Le 28 juin, un homme a poignardé une professeure de philosophie et d’études de genre, à l’Université de Waterloo, ainsi que deux étudiant·e·s. L’agresseur avait planifié cette agression : il avait choisi sa cible, Katy Fulfer, professeure. Le chef de police de la région de Waterloo, Mark Crowell, avance que les gestes étaient motivés par une haine envers l’identité de genre et son expression. On dit que les trois personnes atteintes ont subi des blessures graves, mais qui ne mettent pas leur vie en danger. Et pourtant…

Il faut être féministe, écrire, publier, enseigner, vivre en tant que féministe, oser prendre la parole sur la place publique en tant que féministe, pour mesurer combien la voix de celles et ceux qui défendent les droits des femmes et des minorités de genre, qui choisissent de réfléchir et d’interroger les questions de genre, est constamment mise en danger…

Il faut lire Mary Beard, qui, dans Les femmes et le pouvoir, met en lumière le fait que depuis les Grecs, la voix des femmes est interdite. Télémaque dit à Pénélope que la parole est une affaire d’hommes parce que la parole publique est masculine. Les femmes de la Grèce antique n’ont le droit de parler qu’en tant que victimes ou martyres – en général juste avant de mourir – et ne peuvent défendre que leurs maisons, leurs enfants, leurs maris ou les intérêts d’autres femmes ; elles n’ont pas le droit de parler au nom des hommes ou de la communauté en entier.

Encore aujourd’hui, il y a un biais contre la voix des femmes, trop haut perchées, trop fluettes. Des femmes en position de pouvoir vont travailler leur voix afin d’en baisser la tonalité. Encore aujourd’hui, la voix des femmes fait plus difficilement autorité.

En réaction à une prise de parole au féminin, et pire encore féministe, la menace sera ainsi souvent sexuelle : le « tais-toi » se doublant d’un « je vais te violer », t’humilier, te salir sur la place publique, ce qui est l’équivalent contemporain du bûcher.

Il faut lire Silvia Federici pour mesurer le mal qui a été fait aux femmes, au Moyen Âge, justement parce qu’elles osaient prendre la parole, défendre leur droit au commun, protester contre la propriété privée, le capitalisme et le patriarcat. Il faut lire Silvia Federici pour se rappeler les moyens utilisés pour faire taire celles qu’on accusait de sorcellerie. Celles dont on disait qu’elles perdaient leur temps à « commérer ».
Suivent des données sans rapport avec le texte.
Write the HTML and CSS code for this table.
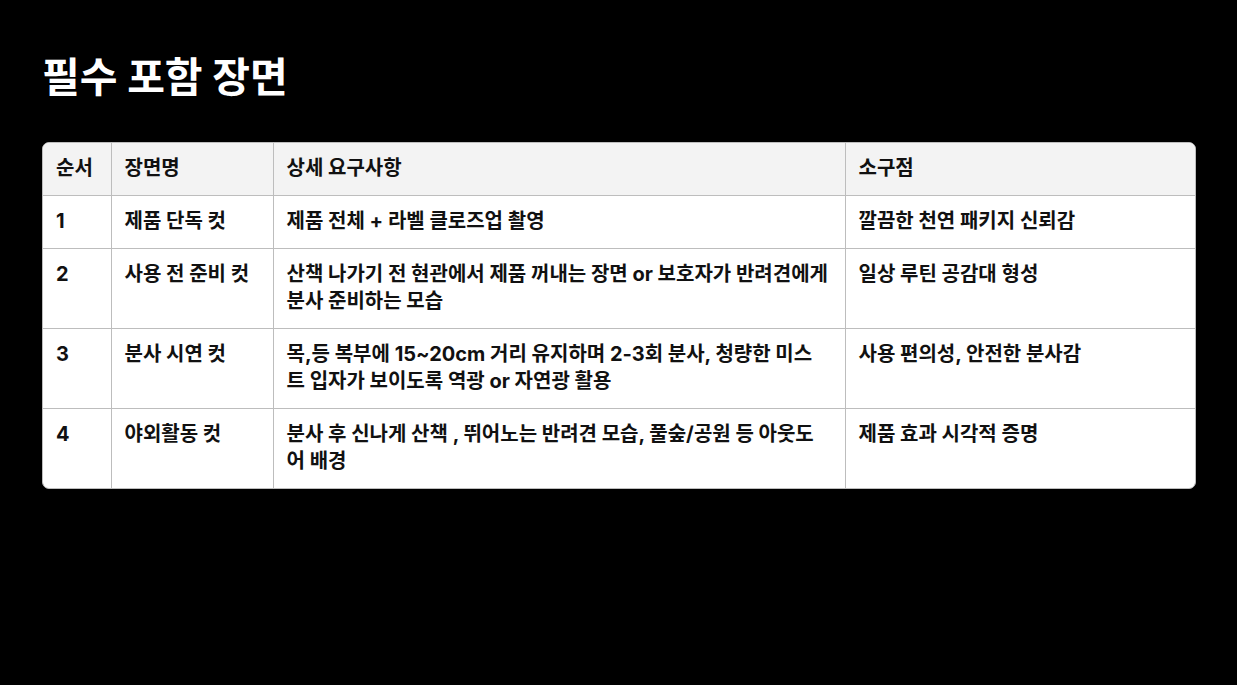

Au Moyen Âge, « gossip » signifiait : marraine (god – Dieu et sibb – parent), puis sage-femme ou compagne d’accouchement, et finalement amie. Le mot « gossip » change de signification en même temps que grandit la misogynie et que des femmes sont accusées de sorcellerie. Au XVIe et au XVIIe siècle, on assiste ainsi à une guerre contre les femmes des classes populaires. On renforce l’autorité patriarcale, on exclut les femmes des guildes et des corporations (on interdit aux femmes de se réunir pour discuter), on féminise la pauvreté.

À la tête de l’État et de la famille : des hommes à qui les femmes doivent obéir sinon elles sont punies. Quel est le châtiment ? Le « gossip bridle » ou bride à mégère (un instrument qui apparaît en 1567), ce mors qu’on insère dans la bouche et qui appuie sur la langue, hérissé de pointes pour que la coupable ne puisse pas bouger la langue sans douleur et qu’elle soit donc incapable de parler.

Aujourd’hui, on le sait, le « gossip », le moulin à rumeurs, continue à être étroitement associé au féminin.

Voire : ce qui sort de la bouche des femmes, surtout quand elles parlent ensemble, et qui plus est quand elles sont féministes, a tendance à être dévalué, moqué, remis en question sans véritable argumentation.

Aujourd’hui, le bûcher est celui de messages anonymes, de menaces sur les réseaux sociaux, d’un vitriol envoyé en privé et en public pour s’en prendre à tout ce qui touche, de près ou de loin, à l’identité de genre et à celles qui osent la défendre en tant qu’une pensée complexe qui nous incite à voir par-delà l’hétérocentrisme, la binarité homme-femme et la hiérarchie qui en découle. Ce monde où le masculin l’emporte éternellement sur le féminin.

Une pensée importante, nécessaire, pour contrer la haine envers la diversité sexuelle et de genre.

Je n’accepterai pas de baisser les bras devant la haine. Je ne plierai pas devant l’antiféminisme. Je continuerai à défendre la nécessité qu’on s’intéresse avec intelligence et empathie à l’identité de genre, qu’on lui fasse une place dans nos salles de classe, nos politiques gouvernementales, notre cœur et notre pensée. Pour que la haine batte en retraite. Que les couteaux ne remplacent pas les bûchers.